(INFORMATION SUPPLIED):
▶

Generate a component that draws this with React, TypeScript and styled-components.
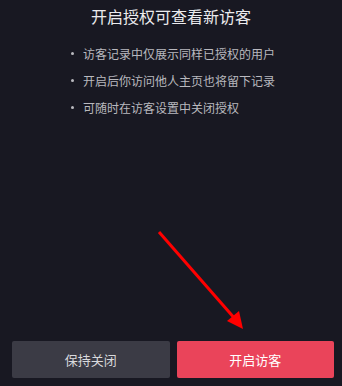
import React from 'react'
import styled, { createGlobalStyle } from 'styled-components'

const GlobalStyle = createGlobalStyle`
	html, body {
		margin: 0;
		padding: 0;
		background: #181822;
	}
	* {
		box-sizing: border-box;
	}
`

const Page = styled.main`
	position: relative;
	width: 342px;
	height: 386px;
	display: flex;
	flex-direction: column;
	background: #181822;
	font-family: 'Noto Sans CJK SC', 'Noto Sans', sans-serif;
	overflow: hidden;
`

const Title = styled.h1`
	margin: 5px 0 0;
	font-size: 16px;
	line-height: 22px;
	font-weight: 400;
	text-align: center;
	color: #ebebee;
`

const Tips = styled.ul`
	list-style: none;
	margin: 13px 0 0;
	padding: 0 0 0 83px;

	li {
		position: relative;
		font-size: 12px;
		line-height: 27px;
		color: #b9b9bf;
	}

	li::before {
		content: '';
		position: absolute;
		left: -12px;
		top: 12px;
		width: 3px;
		height: 3px;
		border-radius: 50%;
		background: #b9b9bf;
	}
`

const Footer = styled.div`
	margin-top: auto;
	display: flex;
	gap: 7px;
	padding: 0 8px 8px 12px;
`

const Button = styled.button<{ $primary?: boolean }>`
	flex: 1;
	height: 37px;
	border: none;
	border-radius: 2px;
	font-family: inherit;
	font-size: 13px;
	color: ${({ $primary }) => ($primary ? '#ffffff' : '#d9d9dc')};
	background: ${({ $primary }) => ($primary ? '#ea445a' : '#3b3b45')};
`

const Arrow = styled.svg`
	position: absolute;
	left: 0;
	top: 0;
	pointer-events: none;
`

const tips = ['访客记录中仅展示同样已授权的用户', '开启后你访问他人主页也将留下记录', '可随时在访客设置中关闭授权']

export default function App() {
	return (
		<>
			<GlobalStyle />
			<Page>
				<Title>开启授权可查看新访客</Title>
				<Tips>
					{tips.map((tip) => (
						<li key={tip}>{tip}</li>
					))}
				</Tips>
				<Footer>
					<Button>保持关闭</Button>
					<Button $primary>开启访客</Button>
				</Footer>
				<Arrow width="342" height="386" viewBox="0 0 342 386">
					<line x1="159" y1="232" x2="236" y2="320" stroke="#ff0000" strokeWidth="3" />
					<polygon points="243,329 227,321 239,311" fill="#ff0000" />
				</Arrow>
			</Page>
		</>
	)
}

◀

(PROBLEM): Go over the data above and copy every line that has the word "components" in it.

(RESPONSE TO THE EXERCISE):
Generate a component that draws this with React, TypeScript and styled-components.
import styled, { createGlobalStyle } from 'styled-components'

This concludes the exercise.